Gut die Hälfte der Wissenschaftler seien zufrieden mit der Objektivität und der Qualität der Gutachten. Mit Blick auf das Tempo des Peer-Review-Verfahrens sei die Stimmung schlechter. 19,1 Tage betrage der Mittelwert für ein Gutachten unter Wissenschaftlern. Mehr als 60 Prozent der Forschenden hielten dies für zu langsam.

Bei der Begutachtung scheint sich in einigen Fächern jedoch eine Routine einzustellen, die auch die Schnelligkeit erhöht: So konnten vor allem die Agrarwissenschaften, aber auch die Geo- und Ingenieurwissenschaften laut Studie mehr als zwei Tage einsparen. Über alle Fächer hinweg rechnen die Autoren mit einer weiteren Abnahme auf 14,7 Tage bis 2025.

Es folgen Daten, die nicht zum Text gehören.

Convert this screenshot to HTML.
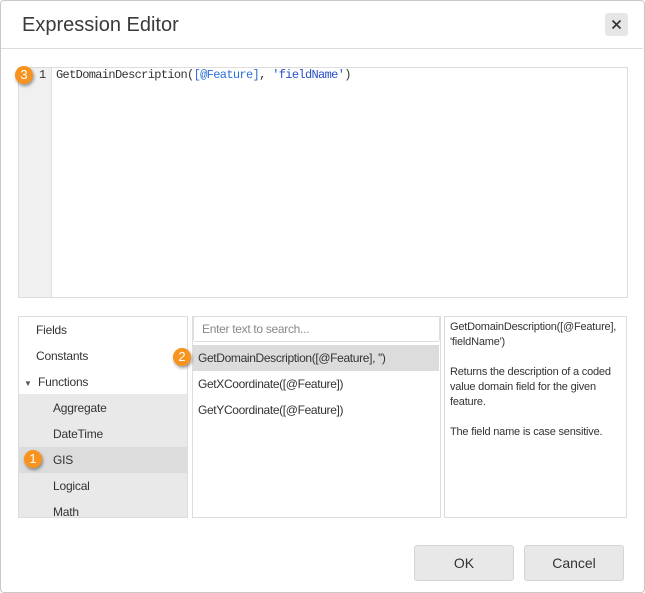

Ohne besondere Anreize werde die Bereitschaft für Gutachten tendenziell weiter abnehmen, glauben Wissenschaftler. Sie halten besondere Anreize für angebracht. 83 Prozent nehmen an, dass die Bereitschaft für Peer Review zunehmen würde, wenn man mehr Wertschätzung erhielte und bessere Karriere-Aussichten damit verbunden seien.

Die Ergebnisse der "Publons"-Studie basieren auf einer Umfrage der Plattform unter knapp 12.000 Forschenden sowie Informationen aus Datenbanken wie dem "Web of Science".